The Jesuits, of all organizations, have the most to say to all of us about releasing ingenuity.  They were/are one of the most decentralized yet focused organizations on earth.  (You can read in detail about their founding principles and extremely dispersed organizational philosophy in a book by Chris Lowney, a former Jesuit himself who worked in the banking and non-profit industries.  His book is “Heroic Leadership”, 2003, by Loyola Press).  For them, ingenuity is the readiness to ‘cross the world’ at a moments’ notice in pursuit of a good opportunity.  It is the willingness to work without a script and the creative embrace of new ideas.  It is not achieved merely by developing the skills leadership pundits always champion for innovation:  imagination, adaptability, creativity, flexibility etc.  Rather, it is about adopting the demeanour, attitudes and worldview that make creativity and adaptation possible.  What is that stance?
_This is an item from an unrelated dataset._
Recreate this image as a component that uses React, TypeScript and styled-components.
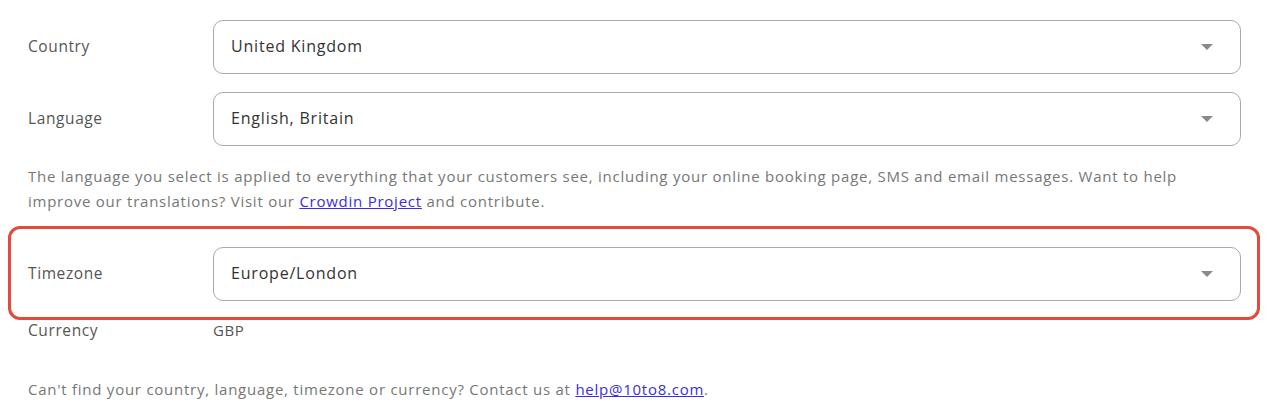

It is an “optimistic view of the world thoroughly shot through with (divine) love. Ingenuity blossoms when the personal freedom to pursue opportunities is linked to a profound trust and optimism that the world presents plenty of them.  Imagination, creativity, adaptability and rapid response become the keys for finding and unlocking these opportunities” (pg 128 – Heroic Leadership).

Ingenuity is NOT however the blind pursuit of anything new and creative.  It is in pursuit of a broader purpose or a core impulse that ingenuity takes on meaning.  The Jesuits had a purpose to ‘help souls’ and left it up to the ingenuity of their people to make that happen.  What resulted was a global kaleidoscope of endeavours, but all in pursuit of this purpose.

Your organization may grow to get involved in many things, but do they serve the core impulse of why you exist?  Reject the impulse of inertia.   As the leader, restate your organizations’ core impulse and release the ingenuity of your people to help you regain that ground and innovate your way back (or forward) towards the accomplishment of your primary purpose for existence.